I believe that the endless midrash of the centuries needs a face. Scholars are adept at generating thoughtful discussions, forging complex connections, and expounding on the mystery of the scriptures. However, high scholarship is largely inaccessible to much of the Western Christian collective. I believe that Fuller will hone my ability to capture the imagination of the masses and serve as an agent of knowledge, relating gospel truths and opening the scriptures in simple and innovative ways. I want to learn the art of ascending to truth by liaising academic theology in a way that allows the Spirit of God to resonate deep within the core of our culture.
I want to contribute to the next phase of Christian thought. Contemporary commentaries outline the flaws in our current Christian paradigm, reveal gross scriptural misinterpretation and misapplication, and unmask systemic oppression embedded within our society. However, moving from ignorance to awareness is not enough. I want to move from awareness to action. I want to conceptualize tangible structures that integrate the Kingdom of God into lifestyle and worldview via direct exposure to genuine, self-sacrificial, Christ-like love. Essentially, I want to create a community that actually does what Jesus says to do.

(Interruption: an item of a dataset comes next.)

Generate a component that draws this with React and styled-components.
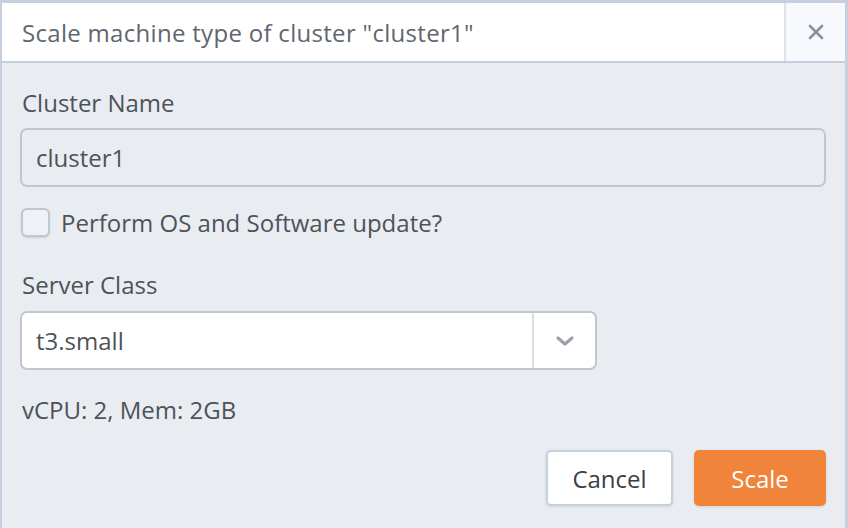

Fuller will provide the spiritual technology I need to discern truth, apply knowledge, conceptualize change, and align my heart and mind with an active God. In humility and compassion, I want to accurately and compellingly describe the heart of God and revive parts of the Body that have become dead or dormant. As Christians, we are called to the highest standard of life, and the academic dexterity that Fuller maintains is crucial for maximizing my own effectiveness and beginning what I have been created to do.